Controversies and debates

  • Legitimacy versus power concentration: supporters argue that new permanent seats would reflect the real distribution of global influence and thereby improve legitimacy and decision-making in crises. Critics worry that adding permanent seats with full veto rights could entrench a larger bloc of powerful states and impede rapid, representative consensus.
  • Representation balance: the Group Of Four seeks a mix of developed and emerging economies, but regional blocs have different priorities. African states, for example, have long called for greater African representation on a reformed Council, and some fear that four seats would shift influence without addressing deeper regional imbalances.
  • Practicality and deadlock: opponents point to the risk that more permanent members with veto rights could raise the likelihood of veto-driven deadlock, making it harder for the UN to act in fast-moving crises. Proponents respond that a properly designed reform, with agreed rules and clear procedures, could reduce deadlock by broadening the basis for consensus and improving legitimacy.

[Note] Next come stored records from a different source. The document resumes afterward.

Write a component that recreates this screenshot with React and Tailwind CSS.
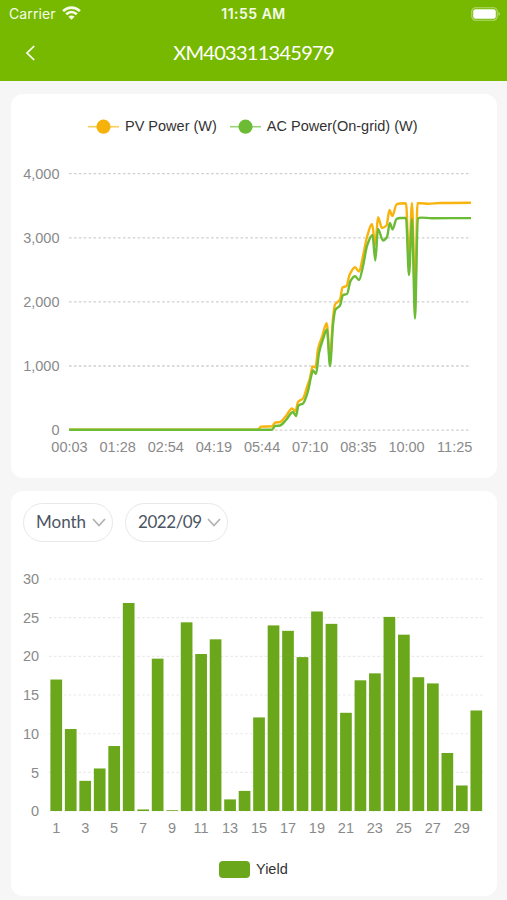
import React from "react";

const PV = [
  [69, 429.7], [258, 429.7], [261, 426.6], [272, 426.4], [275, 422.6], [280, 422], [286, 416], [292, 408.5], [295.5, 411],
  [298, 402], [303, 398.5], [307, 387], [310, 378], [312.5, 366.5], [315.5, 367.5], [318, 349], [322, 337], [326.7, 323.3],
  [330, 360], [333, 318], [335, 304.5], [340, 299.5], [342.5, 287.5], [346.5, 286], [349.5, 275], [355, 267.3], [359, 271.5],
  [363, 256], [367, 237], [372, 224], [375.3, 245], [378, 217.3], [382, 228], [386.5, 225.5], [389.5, 210], [392.3, 216],
  [396.5, 204.5], [400, 203.5], [406, 203.2], [409, 262], [412, 203], [415, 300], [417.5, 203.3], [421, 203.2], [428, 203.8],
  [440, 203], [471, 202.7],
];
const AC = [
  [69, 429.7], [272, 429.7], [275, 426], [280, 425.5], [286, 420], [293, 412], [296, 416], [298.5, 405.5], [303, 403.5],
  [308, 391], [311, 377], [313, 370.5], [316, 374], [319, 353], [323, 339], [327, 329.5], [330, 366], [333, 325], [335.3, 310],
  [340, 305.5], [343, 295], [347, 294], [350.5, 281], [355, 276.3], [359, 280], [363, 266], [367, 246], [372.5, 235],
  [375.3, 260.5], [378, 229], [383, 240.5], [387, 237], [389.8, 223], [392.5, 229.5], [396.5, 219], [400, 218], [406, 218],
  [409, 275], [412, 219], [415, 318.5], [417.8, 218.5], [421, 217.6], [432, 218.2], [471, 218.1],
];

// Cubic path through the points, without overshoot at local extrema.
function smooth(p) {
  const slopes = p.slice(1).map((q, i) => (q[1] - p[i][1]) / (q[0] - p[i][0]));
  const m = p.map((_, i) => {
    if (i === 0 || i === p.length - 1) return 0;
    const a = slopes[i - 1];
    const b = slopes[i];
    return a * b <= 0 ? 0 : (2 * a * b) / (a + b);
  });
  let d = `M${p[0][0]} ${p[0][1]}`;
  for (let i = 1; i < p.length; i++) {
    const h = (p[i][0] - p[i - 1][0]) / 3;
    d += `C${p[i - 1][0] + h} ${p[i - 1][1] + m[i - 1] * h} ${p[i][0] - h} ${p[i][1] - m[i] * h} ${p[i][0]} ${p[i][1]}`;
  }
  return d;
}

const TIMES = ["00:03", "01:28", "02:54", "04:19", "05:44", "07:10", "08:35", "10:00", "11:25"];
const YIELD = [
  17, 10.6, 3.9, 5.5, 8.4, 26.9, 0.2, 19.7, 0.1, 24.4, 20.3, 22.2, 1.5, 2.6, 12.1, 24, 23.3, 19.9, 25.8, 24.2, 12.7,
  16.9, 17.8, 25.1, 22.8, 17.3, 16.5, 7.5, 3.3, 13,
];

function PowerChart() {
  return (
    <svg className="block h-[320px] w-[486px] text-[14.5px]" viewBox="11 150 486 320">
      {["4,000", "3,000", "2,000", "1,000", "0"].map((t, i) => (
        <g key={t}>
          <text x="59.5" y={178.6 + i * 64.1} textAnchor="end" fill="#8a8a8a">{t}</text>
          <line x1="69" x2="471" y1={173.7 + i * 64.1} y2={173.7 + i * 64.1} stroke="#cfcfcf" strokeWidth="1.3" strokeDasharray="2.6 2.3" />
        </g>
      ))}
      {TIMES.map((t, i) => (
        <text key={t} x={69.5 + i * 48.15} y="452" textAnchor="middle" fill="#8a8a8a">{t}</text>
      ))}
      <g fill="none" strokeWidth="2.4" strokeLinejoin="round" strokeLinecap="butt">
        <path d={smooth(PV)} stroke="#f8b30c" />
        <path d={smooth(AC)} stroke="#6cbb35" />
      </g>
    </svg>
  );
}

function YieldChart() {
  return (
    <svg className="block h-[280px] w-[486px] text-[14.5px]" viewBox="11 565 486 280">
      {[30, 25, 20, 15, 10, 5, 0].map((t, i) => (
        <g key={t}>
          <text x="39.2" y={584 + i * 38.7} textAnchor="end" fill="#8a8a8a">{t}</text>
          <line x1="49" x2="483" y1={579 + i * 38.67} y2={579 + i * 38.67} stroke="#e9e9e9" strokeWidth="1.1" strokeDasharray="2.6 2.3" />
        </g>
      ))}
      {YIELD.map((v, i) => (
        <g key={i}>
          <rect x={50.4 + i * 14.485} y={811 - v * 7.733} width="11.7" height={v * 7.733} fill="#6ba71a" />
          {i % 2 === 0 && (
            <text x={56.2 + i * 14.485} y="833" textAnchor="middle" fill="#8a8a8a">{i + 1}</text>
          )}
        </g>
      ))}
    </svg>
  );
}

function Select({ className, children }) {
  return (
    <button className={`flex h-[39px] items-center justify-between rounded-full border border-[#e8e8e8] pb-[2px] pl-3 pr-[6px] font-['Lato',sans-serif] text-[17px] text-[#4b5563] ${className}`}>
      <span className="whitespace-nowrap">{children}</span>
      <svg className="mt-[2px] h-[9px] w-[14px]" viewBox="0 0 14 9" fill="none" stroke="#b2b2b2" strokeWidth="1.7">
        <path d="M1 1l6 6.5L13 1" />
      </svg>
    </button>
  );
}

function LegendItem({ line, dot, children }) {
  return (
    <div className="flex items-center gap-[6px]">
      <svg className="h-[16px] w-[31px]" viewBox="0 0 31 16">
        <path d="M0 7.7h31" stroke={line} strokeWidth="1.6" />
        <circle cx="15.5" cy="7.7" r="7.1" fill={dot} />
      </svg>
      <span className="whitespace-nowrap">{children}</span>
    </div>
  );
}

export default function App() {
  return (
    <div className="flex h-[900px] w-[507px] flex-col overflow-hidden bg-[#f6f6f6] font-['Liberation_Sans',Arial,sans-serif]">
      <header className="h-[81px] shrink-0 bg-[#77b900] text-white">
        <div className="grid h-[27px] grid-cols-[1fr_80px_1fr] items-center pl-[9px] pr-[9px] font-['Inter',sans-serif] text-[#f6fbe9]">
          <div className="flex items-center gap-[6px] text-[14px]">
            <span className="tracking-[0.1px]">Carrier</span>
            <svg className="mb-[1px] h-[14px] w-[19px]" viewBox="0 0 19 14" fill="none" stroke="currentColor" strokeWidth="2.7">
              <path d="M1.1 5.1C6 .4 13 .4 17.9 5.1M4.2 8.3c3.2-2.9 7.4-2.9 10.6 0" />
              <path d="M9.5 13.8L6.4 10.7c1.7-1.6 4.5-1.6 6.2 0z" fill="currentColor" stroke="none" />
            </svg>
          </div>
          <div className="whitespace-nowrap text-center text-[14px] font-semibold tracking-[0.5px]">11:55 AM</div>
          <div className="-mr-[3px] flex justify-end">
            <svg className="h-[14px] w-[30px]" viewBox="0 0 30 14">
              <rect x=".8" y=".8" width="25.4" height="12.4" rx="3.6" fill="none" stroke="#b7d976" strokeWidth="1.1" />
              <rect x="2.2" y="2.3" width="22.6" height="9.4" rx="2.2" fill="#fff" />
              <path d="M27.5 5.1c2 .7 2 3.1 0 3.8z" fill="#b7d976" />
            </svg>
          </div>
        </div>
        <div className="grid h-[52px] grid-cols-[40px_1fr_40px] items-center">
          <svg className="ml-[25px] h-[16px] w-[11px]" viewBox="0 0 11 16" fill="none" stroke="white" strokeWidth="1.7">
            <path d="M9.2 1L2 8l7.2 7" />
          </svg>
          <h1 className="pb-[2px] text-center font-['Lato',sans-serif] text-[20px] tracking-[-0.72px]">XM403311345979</h1>
        </div>
      </header>
      <main className="flex flex-col gap-[13px] pl-[11px] pt-[13px]">
        <section className="h-[384px] w-[486px] rounded-[12px] bg-white">
          <div className="flex h-[56px] items-center gap-[13px] pl-[77px] pt-[9px] text-[14.5px] text-[#333]">
            <LegendItem line="#facc58" dot="#f5b20b">PV Power (W)</LegendItem>
            <LegendItem line="#9bd17a" dot="#6cbb35">AC Power(On-grid) (W)</LegendItem>
          </div>
          <PowerChart />
        </section>
        <section className="h-[405px] w-[486px] rounded-[12px] bg-white">
          <div className="flex h-[74px] gap-[12px] pl-[12px] pt-[12px]">
            <Select className="w-[90px]">Month</Select>
            <Select className="w-[103px] tracking-[-0.45px]">2022/09</Select>
          </div>
          <YieldChart />
          <div className="flex h-[49px] items-center gap-[6px] pl-[208px] text-[14.5px] text-[#333]">
            <div className="h-[17px] w-[31px] rounded-[4px] bg-[#6ba71a]" />
            <span>Yield</span>
          </div>
        </section>
      </main>
    </div>
  );
}
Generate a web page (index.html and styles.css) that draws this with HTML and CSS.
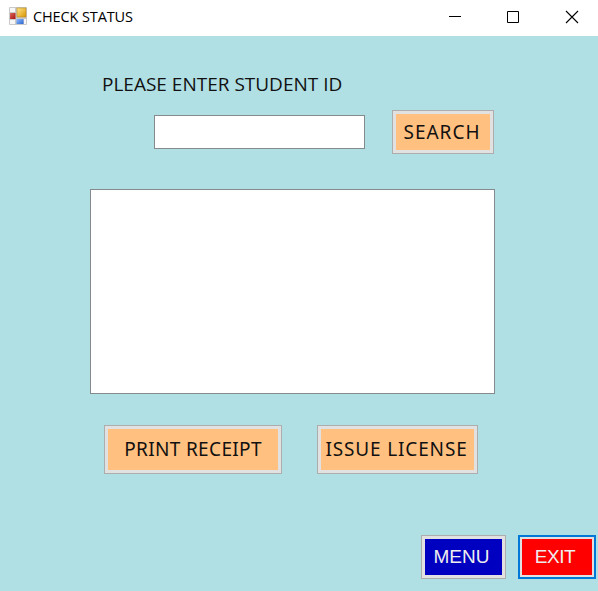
FILE: index.html
```html
<!DOCTYPE html>
<html lang="en">
<head>
<meta charset="utf-8">
<title>CHECK STATUS</title>
<link rel="stylesheet" href="styles.css">
</head>
<body>
<header class="titlebar">
  <svg class="app-icon" width="18" height="18" viewBox="0 0 18 18">
    <defs>
      <linearGradient id="gold" x2="1" y2="1"><stop stop-color="#ffe68a"/><stop offset="1" stop-color="#d99600"/></linearGradient>
      <linearGradient id="red" x2="1" y2="1"><stop stop-color="#d96a5c"/><stop offset="1" stop-color="#a80f0f"/></linearGradient>
      <linearGradient id="blue" x2="1" y2="1"><stop stop-color="#8dbbff"/><stop offset="1" stop-color="#2c66d2"/></linearGradient>
    </defs>
    <rect width="18" height="18" rx="1" fill="#c9c9c9"/>
    <path d="M1 1h5v4H1zM1 13h5v4H1zM15 12h2v5h-2z" fill="#f7f7f7"/>
    <rect x="1" y="6" width="5.500" height="6" fill="url(#red)"/>
    <rect x="8" y="1" width="9" height="9" fill="url(#gold)" stroke="#b88a20" stroke-width=".6"/>
    <rect x="7.500" y="12" width="7" height="5" fill="url(#blue)"/>
  </svg>
  <span class="caption">CHECK STATUS</span>
  <svg class="controls" width="130" height="14" viewBox="0 0 130 14" fill="none" stroke="#000">
    <path d="M0 6.500h12M58.500 1.500h11v11h-11z"/>
    <path d="M117 1l12 12M129 1L117 13" stroke-width="1.100"/>
  </svg>
</header>
<main class="form">
  <label class="prompt" for="student">PLEASE ENTER STUDENT ID</label>
  <div class="search-row">
    <input class="field" id="student" type="text">
    <button class="btn search">SEARCH</button>
  </div>
  <div class="results"></div>
  <div class="actions">
    <button class="btn print">PRINT RECEIPT</button>
    <button class="btn issue">ISSUE LICENSE</button>
  </div>
  <div class="nav">
    <button class="btn menu">MENU</button>
    <button class="btn exit">EXIT</button>
  </div>
</main>
</body>
</html>
```
FILE: styles.css
```css
* { box-sizing: border-box; }
body {
  margin: 0;
  height: 591px;
  overflow: hidden;
  background: #b0dfe4;
}
.titlebar {
  height: 36px;
  display: flex;
  align-items: center;
  padding: 0 19px 0 9px;
  background: #fff;
}
.app-icon { margin-top: -4px; }
.caption {
  margin-left: 6px;
  margin-top: -3px;
  font: 14.500px "Open Sans", sans-serif;
  letter-spacing: -0.120px;
  white-space: nowrap;
}
.controls { margin-left: auto; margin-top: -3px; }
.form { display: flex; flex-direction: column; }
.prompt {
  height: 26px;
  margin: 35px 0 0 102px;
  font: 19px/26px "Open Sans", sans-serif;
  color: #111;
  white-space: nowrap;
}
.search-row {
  display: flex;
  align-items: center;
  gap: 27px;
  height: 44px;
  margin: 13px 0 0 154px;
}
.field {
  width: 211px;
  height: 34px;
  border: 1px solid #858a8c;
  background: #fff;
  outline: none;
}
.btn {
  padding: 0;
  border: 1px solid #adadad;
  border-radius: 0;
  box-shadow: inset 0 0 0 3px #e1e1e1;
  background: #ffc080;
  color: #111;
  font: 19px/24px "Noto Sans", sans-serif;
  white-space: nowrap;
}
.search { width: 102px; height: 44px; padding-right: 2px; letter-spacing: 1px; }
.results {
  width: 405px;
  height: 205px;
  margin: 35px 0 0 90px;
  border: 1px solid #858a8c;
  background: #fff;
}
.actions { display: flex; gap: 35px; margin: 31px 0 0 104px; }
.actions .btn { height: 49px; padding-bottom: 1px; }
.print { width: 178px; letter-spacing: 0.350px; }
.issue { width: 161px; padding-right: 2px; letter-spacing: 0.850px; }
.nav { display: flex; gap: 12px; margin: 61px 0 0 421px; }
.nav .btn {
  height: 44px;
  padding-right: 4px;
  color: #eee;
  font-family: "Liberation Sans", sans-serif;
}
.menu { width: 85px; background: #0000c0; }
.nav .exit {
  width: 78px;
  border: 2px solid #0078d7;
  box-shadow: inset 0 0 0 2px #e1e1e1;
  background: #f00;
  letter-spacing: -0.400px;
}
```
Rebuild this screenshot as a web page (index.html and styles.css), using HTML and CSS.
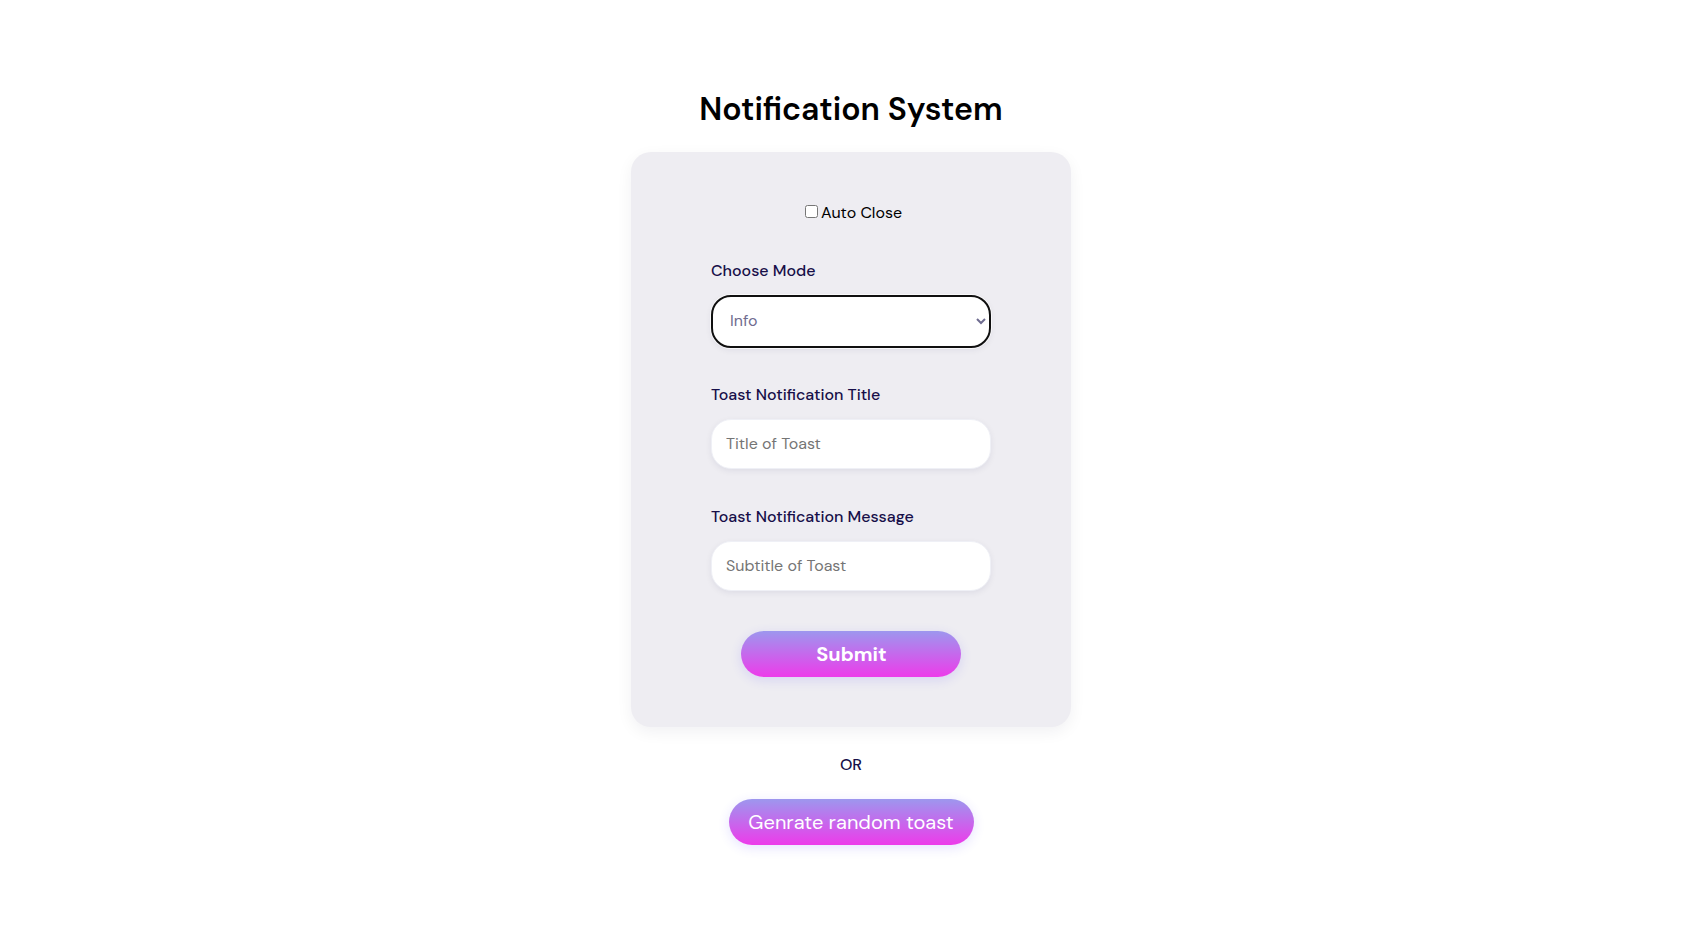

  • The “woke” criticism versus outcomes: some critics frame reform as a political project that preserves old power structures under the banner of inclusivity. From a more pragmatic, market-oriented perspective, reform is attractive because it aligns global governance with the realities of a multipolar world, promotes stability, and strengthens cooperation on trade, security, and development. Critics who argue that reform would merely formalize the dominance of certain powers miss the point that the four states in question bring substantial weight in both economic activity and governance commitments, and their inclusion would, in theory, reflect the current state of global economics rather than obscure accountability.
  • Alternative reform paths: others argue for non-permanent seats, regional representation, or scaled expansions as stepping stones toward deeper reform. The Group Of Four recognizes that any lasting change will require broad consensus, including concessions to other blocs such as the Uniting for Consensus coalition and regional groups that fear permanent seats could distort representation.